■ **What needs to be done**
Repeat the listing exactly as given, omitting every image.
[Start Excerpted records]
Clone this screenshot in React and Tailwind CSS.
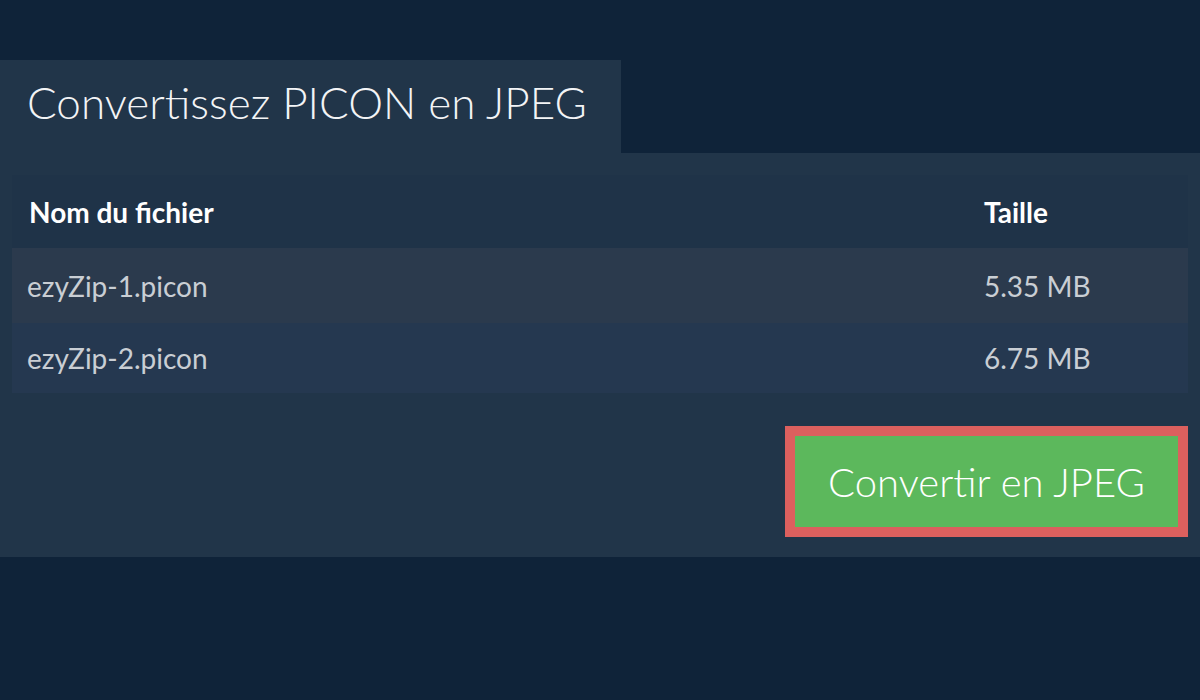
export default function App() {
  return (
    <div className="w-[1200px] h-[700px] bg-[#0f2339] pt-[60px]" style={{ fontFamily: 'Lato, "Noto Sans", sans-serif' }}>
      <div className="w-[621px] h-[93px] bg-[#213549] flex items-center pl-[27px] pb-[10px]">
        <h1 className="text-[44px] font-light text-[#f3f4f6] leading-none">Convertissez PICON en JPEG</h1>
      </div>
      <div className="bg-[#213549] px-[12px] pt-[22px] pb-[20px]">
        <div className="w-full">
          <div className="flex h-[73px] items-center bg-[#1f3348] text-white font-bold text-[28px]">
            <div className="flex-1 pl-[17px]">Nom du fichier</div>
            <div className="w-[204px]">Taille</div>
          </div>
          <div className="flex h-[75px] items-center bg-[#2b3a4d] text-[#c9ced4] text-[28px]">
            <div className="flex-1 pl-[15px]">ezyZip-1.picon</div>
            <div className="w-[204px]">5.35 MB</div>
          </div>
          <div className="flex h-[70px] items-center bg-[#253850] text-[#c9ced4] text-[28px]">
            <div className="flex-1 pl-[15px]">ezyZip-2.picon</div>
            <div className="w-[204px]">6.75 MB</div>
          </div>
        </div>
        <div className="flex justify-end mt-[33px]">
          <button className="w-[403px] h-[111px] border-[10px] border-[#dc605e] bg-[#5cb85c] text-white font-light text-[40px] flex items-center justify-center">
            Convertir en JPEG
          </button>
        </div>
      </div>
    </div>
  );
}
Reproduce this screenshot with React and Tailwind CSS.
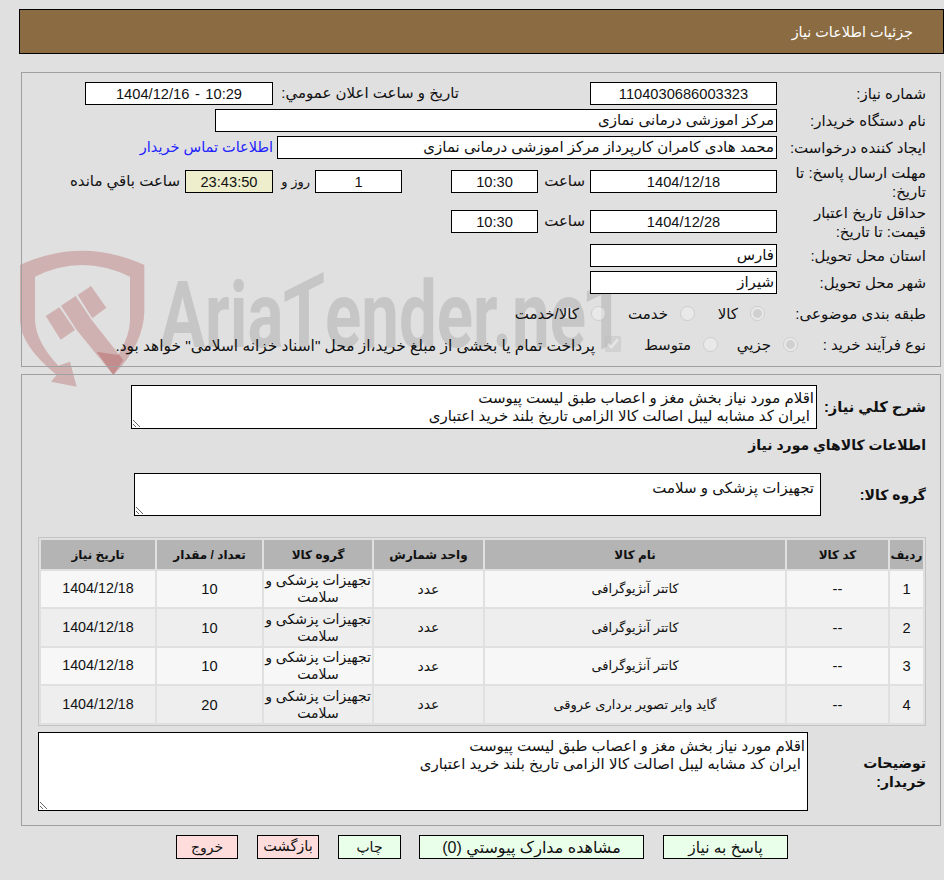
[End Excerpted records]
■ **Solved problem**
Clone this screenshot in React and Tailwind CSS.
export default function App() {
  return (
    <div className="w-[1200px] h-[700px] bg-[#0f2339] pt-[60px]" style={{ fontFamily: 'Lato, "Noto Sans", sans-serif' }}>
      <div className="w-[621px] h-[93px] bg-[#213549] flex items-center pl-[27px] pb-[10px]">
        <h1 className="text-[44px] font-light text-[#f3f4f6] leading-none">Convertissez PICON en JPEG</h1>
      </div>
      <div className="bg-[#213549] px-[12px] pt-[22px] pb-[20px]">
        <div className="w-full">
          <div className="flex h-[73px] items-center bg-[#1f3348] text-white font-bold text-[28px]">
            <div className="flex-1 pl-[17px]">Nom du fichier</div>
            <div className="w-[204px]">Taille</div>
          </div>
          <div className="flex h-[75px] items-center bg-[#2b3a4d] text-[#c9ced4] text-[28px]">
            <div className="flex-1 pl-[15px]">ezyZip-1.picon</div>
            <div className="w-[204px]">5.35 MB</div>
          </div>
          <div className="flex h-[70px] items-center bg-[#253850] text-[#c9ced4] text-[28px]">
            <div className="flex-1 pl-[15px]">ezyZip-2.picon</div>
            <div className="w-[204px]">6.75 MB</div>
          </div>
        </div>
        <div className="flex justify-end mt-[33px]">
          <button className="w-[403px] h-[111px] border-[10px] border-[#dc605e] bg-[#5cb85c] text-white font-light text-[40px] flex items-center justify-center">
            Convertir en JPEG
          </button>
        </div>
      </div>
    </div>
  );
}
Reproduce this screenshot with React and Tailwind CSS.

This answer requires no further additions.